The Bank of Canada kept its benchmark interest rate steady on Wednesday even though it said vulnerabilities in the household sector, which has been stretched by high debt spurred by people taking advantage of cheap mortgage costs, continued to edge higher.
Despite signaling the challenges in the household sector, it said “overall risks to financial stability are evolving as expected.” The central bank will present its semi-annual assessment of financial stability on Dec. 15.
Canadian household debt relative to income is at a record high, as the housing market continues to rise in Toronto and Vancouver and people taking on cheap mortgages.
Some critics have said the bank is spurring Canadians to take on more debt than they can carry, especially once rates eventually start to go up. The central bank has said it is only the last line of defense against household risks.
A Reuters survey of analysts had overwhelmingly expected no rate change on Wednesday. The median forecast was for a hike in the first quarter of 2017.
The central bank kept its overnight interest rate at 0.5 percent and said it saw Canadian and global growth evolving broadly in line with its October Monetary Policy Report.
It said policy divergence was expected to remain a prominent theme, a reference to potential tightening by the U.S. Federal Reserve and possibly the Bank of England, while monetary policy is loose elsewhere.

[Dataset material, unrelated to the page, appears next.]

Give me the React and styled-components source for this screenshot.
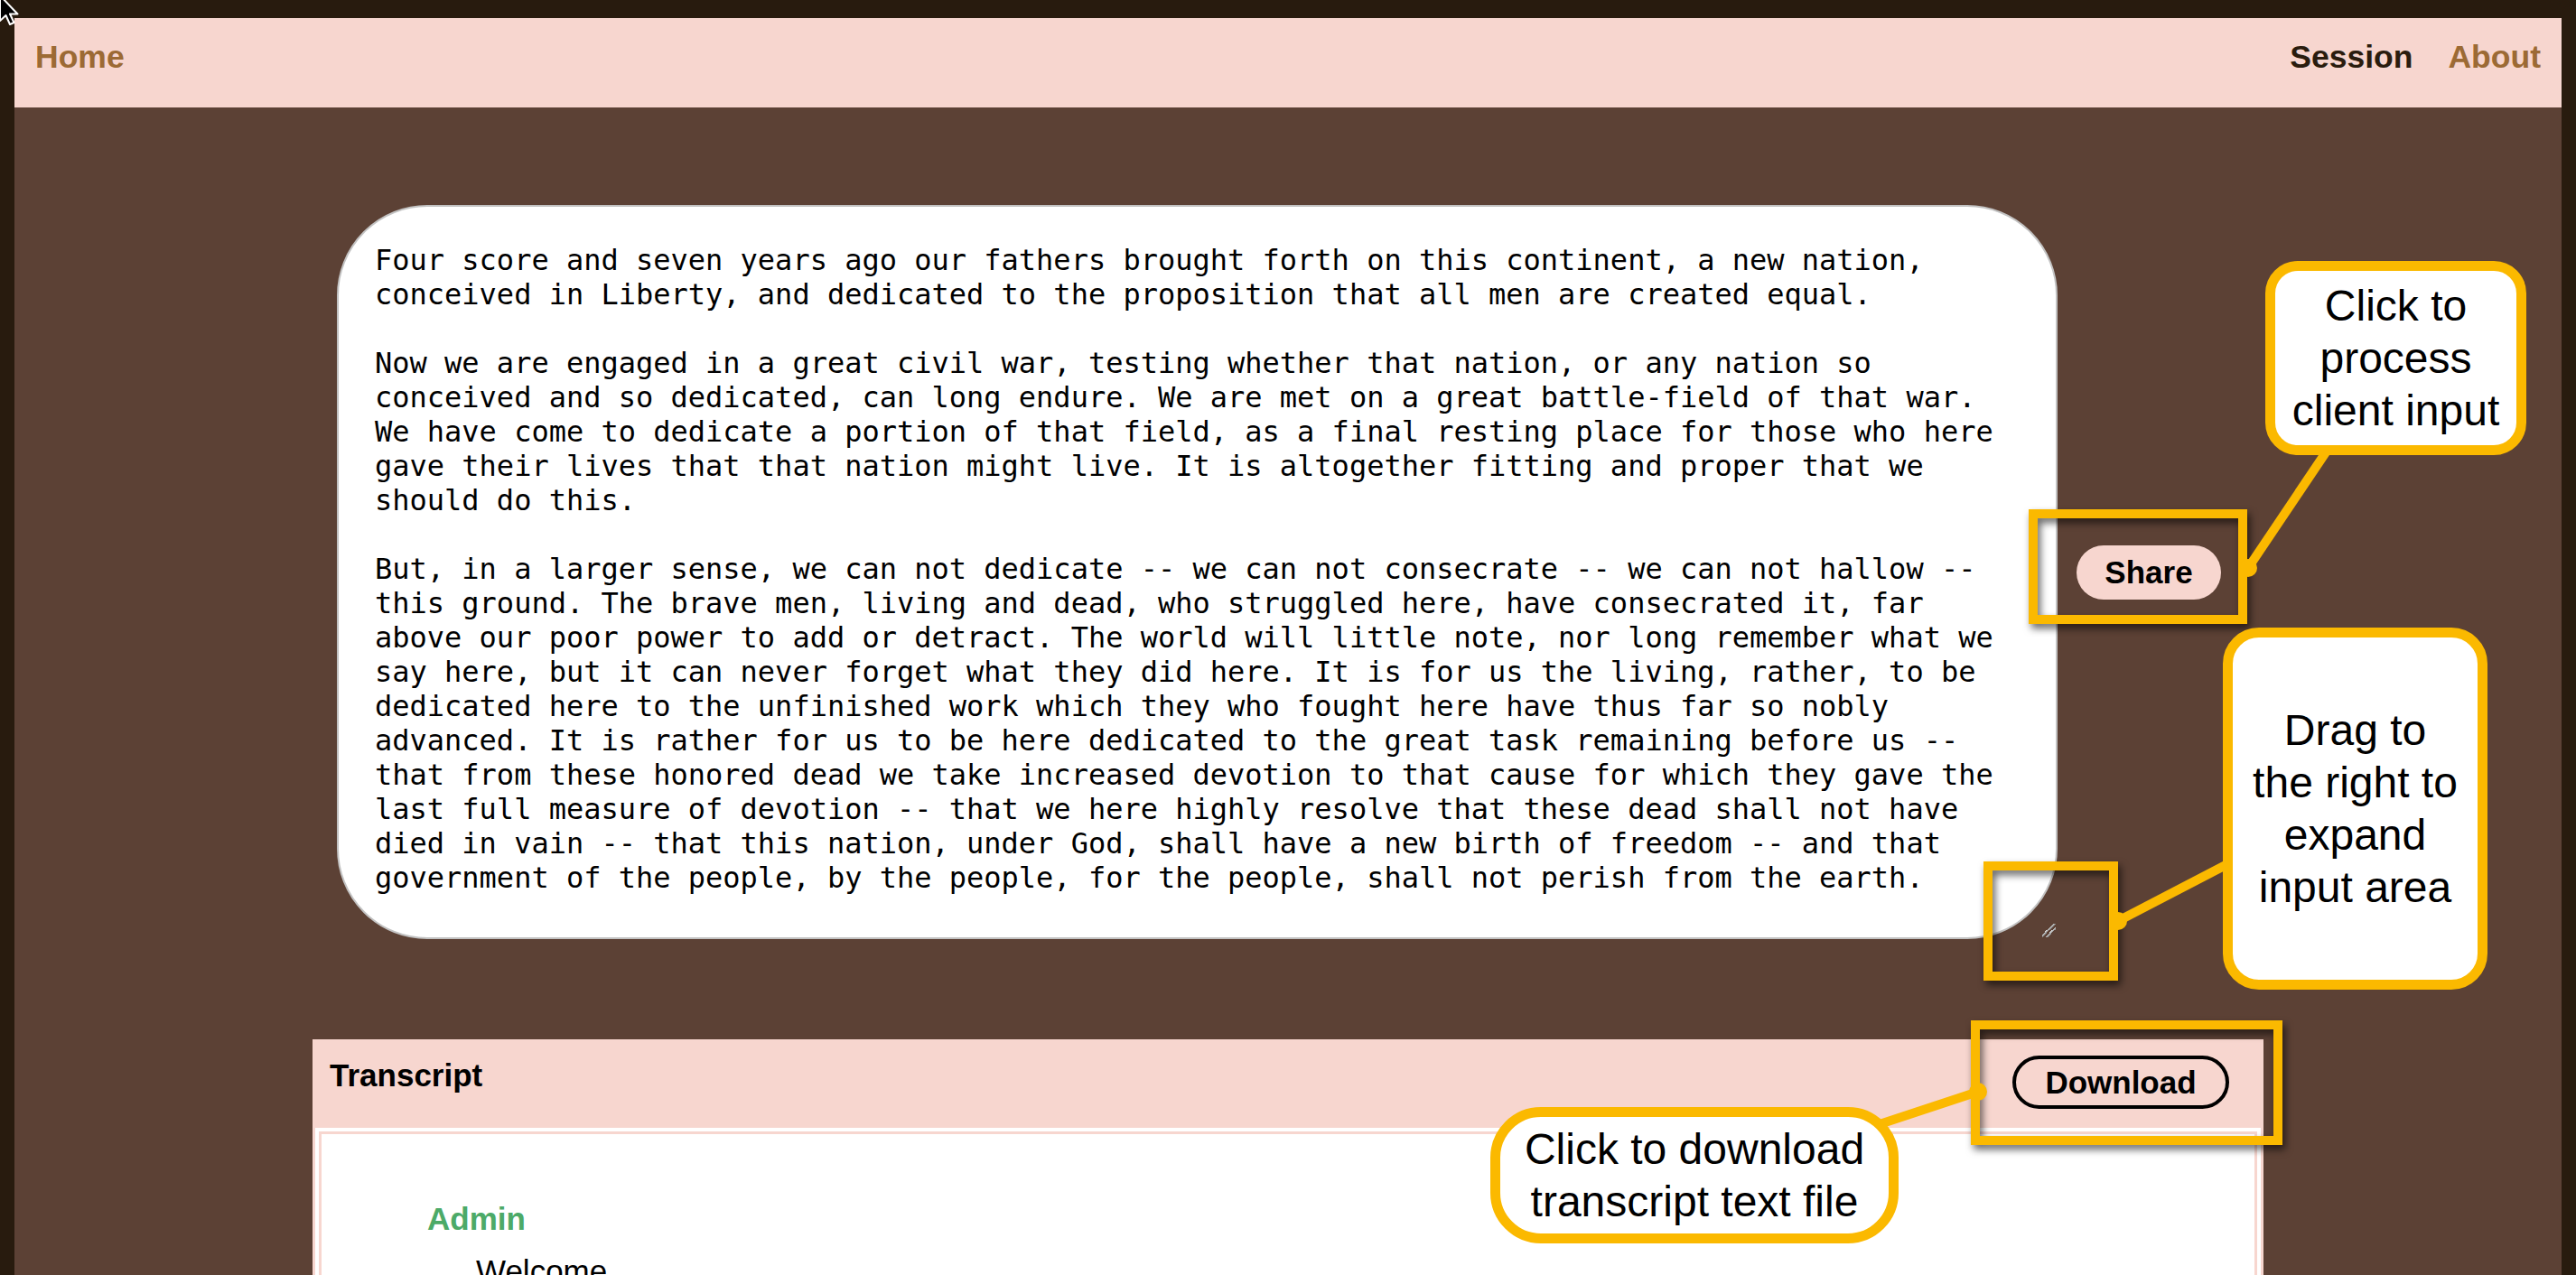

The bank shrugged off what it characterized as slightly higher bond yields in Canada, saying that financial conditions remain accommodative and the risks around the inflation profile remained roughly balanced.
It said Canada’s complex and lengthy adjustment to lower terms of trade, driven by lower oil and commodity prices, were being aided by the ongoing U.S. recovery, a lower Canadian dollar, and the Bank of Canada’s two rate cuts this year. But it said private demand in the United States had proven “slightly less robust than expected.”